» **Front-end source files**:
# # # #

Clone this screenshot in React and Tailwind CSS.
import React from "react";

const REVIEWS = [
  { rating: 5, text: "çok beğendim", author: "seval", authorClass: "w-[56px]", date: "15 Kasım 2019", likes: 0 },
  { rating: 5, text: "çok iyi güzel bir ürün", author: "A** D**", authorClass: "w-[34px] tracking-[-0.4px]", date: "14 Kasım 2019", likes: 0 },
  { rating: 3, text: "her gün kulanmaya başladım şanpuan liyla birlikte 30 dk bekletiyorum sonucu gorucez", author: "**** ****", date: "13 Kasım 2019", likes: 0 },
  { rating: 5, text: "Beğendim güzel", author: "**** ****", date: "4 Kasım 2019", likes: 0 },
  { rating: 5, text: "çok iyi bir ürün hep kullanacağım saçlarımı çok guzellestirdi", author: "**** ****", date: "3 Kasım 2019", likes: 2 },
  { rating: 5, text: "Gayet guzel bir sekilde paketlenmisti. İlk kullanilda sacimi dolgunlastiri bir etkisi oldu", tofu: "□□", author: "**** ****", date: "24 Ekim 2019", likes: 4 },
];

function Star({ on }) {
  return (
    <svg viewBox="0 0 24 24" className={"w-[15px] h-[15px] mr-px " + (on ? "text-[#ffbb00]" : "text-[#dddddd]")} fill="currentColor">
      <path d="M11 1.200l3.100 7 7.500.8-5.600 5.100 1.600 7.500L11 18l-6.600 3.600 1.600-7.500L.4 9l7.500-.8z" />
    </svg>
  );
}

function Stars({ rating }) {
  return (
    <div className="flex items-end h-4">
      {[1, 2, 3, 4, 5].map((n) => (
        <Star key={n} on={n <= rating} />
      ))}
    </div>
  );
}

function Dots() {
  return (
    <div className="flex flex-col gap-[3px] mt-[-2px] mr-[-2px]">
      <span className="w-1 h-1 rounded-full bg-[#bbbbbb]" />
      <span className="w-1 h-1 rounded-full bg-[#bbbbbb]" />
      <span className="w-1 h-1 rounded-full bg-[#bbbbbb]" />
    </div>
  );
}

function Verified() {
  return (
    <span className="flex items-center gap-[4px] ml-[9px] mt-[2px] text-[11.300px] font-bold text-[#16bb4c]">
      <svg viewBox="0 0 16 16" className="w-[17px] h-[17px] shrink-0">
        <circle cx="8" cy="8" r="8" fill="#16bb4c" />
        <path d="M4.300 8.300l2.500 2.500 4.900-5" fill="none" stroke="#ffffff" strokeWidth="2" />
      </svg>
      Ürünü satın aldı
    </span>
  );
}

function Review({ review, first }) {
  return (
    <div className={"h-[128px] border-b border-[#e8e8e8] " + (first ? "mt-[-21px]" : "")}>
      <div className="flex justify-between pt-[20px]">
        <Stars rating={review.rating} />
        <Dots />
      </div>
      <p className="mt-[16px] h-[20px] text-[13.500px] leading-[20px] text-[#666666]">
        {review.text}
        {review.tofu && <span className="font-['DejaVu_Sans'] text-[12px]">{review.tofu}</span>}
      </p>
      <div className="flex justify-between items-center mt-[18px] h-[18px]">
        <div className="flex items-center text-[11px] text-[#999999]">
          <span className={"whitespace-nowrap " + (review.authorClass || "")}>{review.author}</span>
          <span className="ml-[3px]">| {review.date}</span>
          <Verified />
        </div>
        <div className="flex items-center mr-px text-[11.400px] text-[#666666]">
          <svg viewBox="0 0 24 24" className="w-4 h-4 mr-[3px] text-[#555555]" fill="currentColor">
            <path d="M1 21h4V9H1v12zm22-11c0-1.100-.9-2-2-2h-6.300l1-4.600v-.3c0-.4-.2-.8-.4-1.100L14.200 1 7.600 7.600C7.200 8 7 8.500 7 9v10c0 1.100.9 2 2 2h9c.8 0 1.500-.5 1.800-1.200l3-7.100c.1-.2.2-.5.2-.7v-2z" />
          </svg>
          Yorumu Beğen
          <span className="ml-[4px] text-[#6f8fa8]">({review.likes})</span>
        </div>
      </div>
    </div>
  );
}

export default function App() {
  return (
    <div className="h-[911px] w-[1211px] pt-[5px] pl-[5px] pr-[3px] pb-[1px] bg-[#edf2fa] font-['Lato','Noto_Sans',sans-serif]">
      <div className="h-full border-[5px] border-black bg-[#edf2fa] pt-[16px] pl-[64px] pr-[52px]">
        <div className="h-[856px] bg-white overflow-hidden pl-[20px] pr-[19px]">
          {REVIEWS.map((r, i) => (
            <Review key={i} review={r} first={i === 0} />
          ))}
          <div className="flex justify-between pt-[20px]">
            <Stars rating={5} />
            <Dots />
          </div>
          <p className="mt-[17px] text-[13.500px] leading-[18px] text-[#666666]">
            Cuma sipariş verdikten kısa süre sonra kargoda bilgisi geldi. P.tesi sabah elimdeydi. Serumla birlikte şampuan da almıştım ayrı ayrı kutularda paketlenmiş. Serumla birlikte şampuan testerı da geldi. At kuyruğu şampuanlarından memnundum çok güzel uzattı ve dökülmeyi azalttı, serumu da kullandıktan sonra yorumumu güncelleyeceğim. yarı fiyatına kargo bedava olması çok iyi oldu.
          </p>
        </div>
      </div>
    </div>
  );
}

# # # #

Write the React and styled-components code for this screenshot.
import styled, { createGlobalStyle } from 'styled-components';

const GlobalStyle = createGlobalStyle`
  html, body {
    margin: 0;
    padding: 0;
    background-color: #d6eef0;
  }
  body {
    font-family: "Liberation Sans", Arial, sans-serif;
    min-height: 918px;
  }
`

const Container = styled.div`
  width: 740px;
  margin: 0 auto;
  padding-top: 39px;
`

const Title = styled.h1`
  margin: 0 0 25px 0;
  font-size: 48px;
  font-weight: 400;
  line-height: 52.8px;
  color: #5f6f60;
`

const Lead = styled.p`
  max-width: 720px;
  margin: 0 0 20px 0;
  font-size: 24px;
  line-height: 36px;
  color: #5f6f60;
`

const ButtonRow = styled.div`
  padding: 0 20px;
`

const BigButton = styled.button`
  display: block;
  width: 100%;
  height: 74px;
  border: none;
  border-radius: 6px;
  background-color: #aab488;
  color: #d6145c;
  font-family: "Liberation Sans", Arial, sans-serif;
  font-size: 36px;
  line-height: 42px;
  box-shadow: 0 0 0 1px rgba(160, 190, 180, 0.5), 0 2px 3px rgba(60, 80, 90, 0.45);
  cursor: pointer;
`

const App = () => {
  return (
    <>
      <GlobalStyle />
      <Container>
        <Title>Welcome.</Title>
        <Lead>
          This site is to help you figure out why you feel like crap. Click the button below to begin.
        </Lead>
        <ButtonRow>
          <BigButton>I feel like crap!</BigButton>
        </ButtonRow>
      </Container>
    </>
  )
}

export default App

# # # #

Print exactly the lines from the line with "Clone this screenshot" to the line with "import React from", both included, and nothing else.

Clone this screenshot in React and Tailwind CSS.
import React from "react";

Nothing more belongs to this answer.